- _Task to carry out_
Copy out each line that mentions the word "this".

____________________

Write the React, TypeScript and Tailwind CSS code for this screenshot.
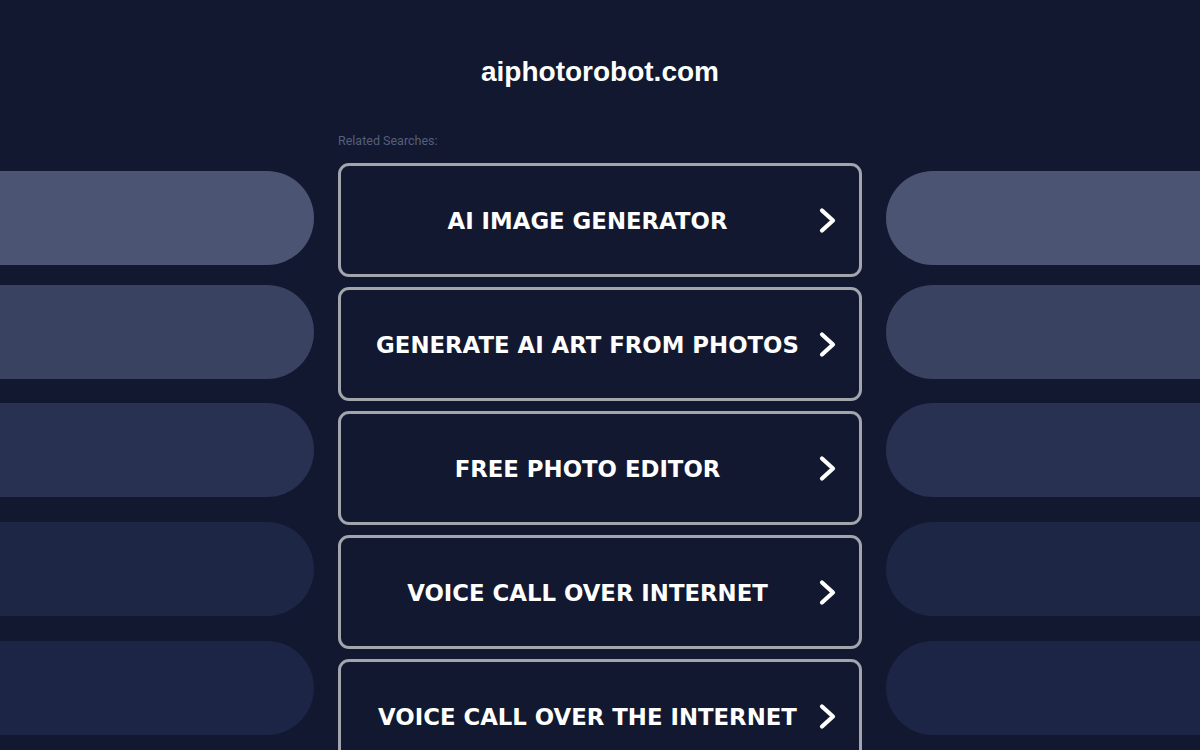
const searches = [
  'AI IMAGE GENERATOR',
  'GENERATE AI ART FROM PHOTOS',
  'FREE PHOTO EDITOR',
  'VOICE CALL OVER INTERNET',
  'VOICE CALL OVER THE INTERNET',
];

// side decoration bars, top to bottom
const bars = [
  { color: 'bg-[#4b5573]', gap: 'mt-0' },
  { color: 'bg-[#3a4262]', gap: 'mt-[20px]' },
  { color: 'bg-[#283151]', gap: 'mt-[24px]' },
  { color: 'bg-[#1e2646]', gap: 'mt-[25px]' },
  { color: 'bg-[#1c2545]', gap: 'mt-[25px]' },
];

function Chevron() {
  return (
    <svg width="19" height="27" viewBox="0 0 19 27" className="shrink-0 ml-1 mr-[22px]">
      <polyline
        points="4,3.5 15,13.5 4,23.5"
        fill="none"
        stroke="#ffffff"
        strokeWidth="4.2"
        strokeLinecap="round"
        strokeLinejoin="round"
      />
    </svg>
  );
}

function SideBars({ side }: { side: 'left' | 'right' }) {
  return (
    <div className="w-[314px] shrink-0 pt-[41px] flex flex-col">
      {bars.map((b, i) => (
        <div
          key={i}
          className={`h-[94px] ${b.color} ${b.gap} ${side === 'left' ? 'rounded-r-full' : 'rounded-l-full'}`}
        />
      ))}
    </div>
  );
}

export default function App() {
  return (
    <div className="h-[750px] w-[1200px] overflow-hidden bg-[#111830]">
      <div className="pt-[55px] h-[130px]">
        <h1 className="text-center text-white text-[28px] leading-[34px] font-bold font-['Liberation_Sans',Arial,sans-serif]">
          aiphotorobot.com
        </h1>
      </div>

      <div className="flex gap-[24px]">
        <SideBars side="left" />

        <div className="w-[524px] shrink-0">
          <p className="h-[22px] leading-[22px] text-[12.5px] text-[#555f7c] font-['Roboto',Arial,sans-serif] mb-[11px]">
            Related Searches:
          </p>
          <div className="flex flex-col gap-[10px]">
            {searches.map((s) => (
              <a
                key={s}
                href="#"
                className="h-[114px] flex items-center pl-[20px] rounded-[11px] border-[3px] border-[#a3a5ad] bg-[#111830]"
              >
                <span className="flex-1 pt-[2px] text-center text-white text-[22.8px] font-bold font-['DejaVu_Sans',Verdana,sans-serif]">
                  {s}
                </span>
                <Chevron />
              </a>
            ))}
          </div>
        </div>

        <SideBars side="right" />
      </div>
    </div>
  );
}
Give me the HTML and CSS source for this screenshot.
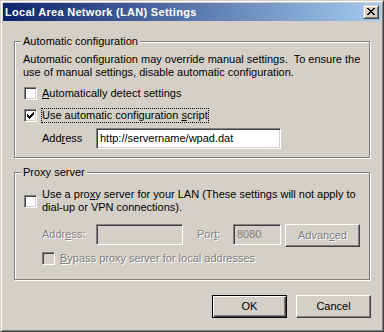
FILE: index.html
```html
<!DOCTYPE html>
<html>
<head>
<meta charset="utf-8">
<link rel="stylesheet" href="styles.css">
</head>
<body>
<div class="window">
  <div class="titlebar">
    <span class="title">Local Area Network (LAN) Settings</span>
    <span class="close-btn"><svg width="8" height="7" viewBox="0 0 8 7" shape-rendering="crispEdges"><path d="M0 0h2v1h-2zM6 0h2v1h-2zM1 1h2v1h-2zM5 1h2v1h-2zM2 2h4v1h-4zM3 3h2v1h-2zM2 4h4v1h-4zM1 5h2v1h-2zM5 5h2v1h-2zM0 6h2v1h-2zM6 6h2v1h-2z" fill="#000"/></svg></span>
  </div>
  <div class="content">
    <div class="group group-auto">
      <span class="group-label">Automatic configuration</span>
      <p class="desc">Automatic configuration may override manual settings.&nbsp; To ensure the<br>use of manual settings, disable automatic configuration.</p>
      <div class="check-row row-detect">
        <span class="checkbox"></span>
        <span class="check-label"><u>A</u>utomatically detect settings</span>
      </div>
      <div class="check-row row-script">
        <span class="checkbox"><svg width="7" height="7" viewBox="0 0 7 7" shape-rendering="crispEdges"><path d="M0 2h1v1h1v1h1v-1h1v-1h1v-1h1v-1h1v3h-1v1h-1v1h-1v1h-1v1h-1v-1h-1v-1h-1z" fill="#000"/></svg></span>
        <span class="check-label focus">Use automatic configuration <u>s</u>cript</span>
      </div>
      <div class="field-row">
        <span class="field-label">Add<u>r</u>ess</span>
        <span class="textbox textbox-url">http://servername/wpad.dat</span>
      </div>
    </div>

    <div class="group group-proxy">
      <span class="group-label">Proxy server</span>
      <div class="proxy-row">
        <span class="checkbox"></span>
        <span class="check-label">Use a pro<u>x</u>y server for your LAN (These settings will not apply to<br>dial-up or VPN connections).</span>
      </div>
      <div class="proxy-fields">
        <span class="field-label disabled">Addr<u>e</u>ss:</span>
        <span class="textbox textbox-off textbox-addr"></span>
        <span class="field-label port-label disabled">Por<u>t</u>:</span>
        <span class="textbox textbox-off textbox-port">8080</span>
        <span class="btn btn-adv disabled">Advan<u>c</u>ed</span>
      </div>
      <div class="check-row bypass-row">
        <span class="checkbox checkbox-off"></span>
        <span class="check-label disabled"><u>B</u>ypass proxy server for local addresses</span>
      </div>
    </div>

    <div class="buttons">
      <span class="btn btn-default">OK</span>
      <span class="btn">Cancel</span>
    </div>
  </div>
</div>
</body>
</html>
```

FILE: styles.css
```css
* {
  box-sizing: border-box;
}

body {
  margin: 0;
  font-family: "Liberation Sans", Arial, sans-serif;
  font-size: 11px;
  line-height: 13px;
  color: #000;
}

.window {
  width: 384px;
  height: 332px;
  background: #d4d0c8;
  border: 1px solid;
  border-color: #d4d0c8 #404040 #404040 #d4d0c8;
  box-shadow: inset 1px 1px #fff, inset -1px -1px #808080;
  padding: 2px;
  display: flex;
  flex-direction: column;
}

.titlebar {
  height: 18px;
  flex: none;
  background: linear-gradient(to right, #0a246a, #a6caf0);
  display: flex;
  align-items: center;
  justify-content: space-between;
  padding: 0 2px;
}

.title {
  color: #fff;
  font-weight: bold;
  letter-spacing: 0.3px;
  white-space: nowrap;
}

.close-btn {
  width: 16px;
  height: 14px;
  background: #d4d0c8;
  border: 1px solid;
  border-color: #d4d0c8 #404040 #404040 #d4d0c8;
  box-shadow: inset 1px 1px #fff, inset -1px -1px #808080;
  display: flex;
  padding: 2px 0 0 3px;
}

.close-btn svg {
  display: block;
}

.content {
  flex: 1;
  padding: 0 11px;
  display: flex;
  flex-direction: column;
}

.group {
  position: relative;
  border: 1px solid #808080;
  box-shadow: inset 1px 1px #fff, 1px 1px #fff;
  flex: none;
}

.group-label {
  position: absolute;
  top: -7px;
  left: 6px;
  padding: 0 2px;
  background: #d4d0c8;
  white-space: nowrap;
}

.group-auto {
  margin-top: 20px;
  height: 117px;
  padding: 11px 8px 8px 8px;
}

.group-proxy {
  margin-top: 14px;
  height: 108px;
  padding: 15px 8px 0 8px;
}

.desc {
  margin: 0;
  white-space: nowrap;
}

.check-row {
  display: flex;
  align-items: center;
  height: 13px;
  padding-left: 1px;
}

.row-detect {
  margin-top: 8px;
}

.row-script {
  margin-top: 9px;
}

.checkbox {
  width: 13px;
  height: 13px;
  flex: none;
  background: #fff;
  border: 1px solid;
  border-color: #808080 #fff #fff #808080;
  box-shadow: inset 1px 1px #404040, inset -1px -1px #d4d0c8;
  display: flex;
  align-items: center;
  justify-content: center;
}

.checkbox svg {
  display: block;
}

.checkbox-off {
  background: #d4d0c8;
}

.check-label {
  margin-left: 5px;
  white-space: nowrap;
}

.focus {
  border: 1px dotted #000;
  margin: -1px 0 -1px 4px;
}

.field-row {
  display: flex;
  align-items: center;
  margin-top: 6px;
  padding-left: 19px;
}

.field-label {
  width: 54px;
  flex: none;
  white-space: nowrap;
}

.textbox {
  height: 21px;
  flex: none;
  border: 1px solid;
  border-color: #808080 #fff #fff #808080;
  box-shadow: inset 1px 1px #404040, inset -1px -1px #d4d0c8;
  background: #fff;
  padding: 0 3px;
  line-height: 19px;
  white-space: nowrap;
}

.textbox-url {
  width: 185px;
}

.textbox-off {
  background: #d4d0c8;
  color: #808080;
}

.textbox-addr {
  width: 87px;
}

.textbox-port {
  width: 48px;
}

.proxy-row {
  display: flex;
  align-items: center;
  padding-left: 1px;
}

.proxy-fields {
  display: flex;
  align-items: flex-start;
  margin-top: 10px;
  padding-left: 19px;
}

.proxy-fields .field-label {
  line-height: 21px;
}

.port-label {
  width: 36px;
  margin-left: 14px;
}

.btn-adv {
  margin-left: 4px;
}

.bypass-row {
  margin-top: 5px;
  padding-left: 19px;
}

.disabled {
  color: #808080;
  text-shadow: 1px 1px #fff;
}

.buttons {
  display: flex;
  justify-content: flex-end;
  gap: 9px;
  margin-top: 15px;
  margin-right: -1px;
}

.btn {
  width: 75px;
  height: 23px;
  flex: none;
  background: #d4d0c8;
  border: 1px solid;
  border-color: #fff #404040 #404040 #fff;
  box-shadow: inset -1px -1px #808080;
  text-align: center;
  line-height: 21px;
  white-space: nowrap;
}

.btn-default {
  border-color: #000;
  box-shadow: inset 1px 1px #fff, inset -1px -1px #404040, inset -2px -2px #808080;
}
```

____________________

- _Exercise output_
Write the React, TypeScript and Tailwind CSS code for this screenshot.
Give me the HTML and CSS source for this screenshot.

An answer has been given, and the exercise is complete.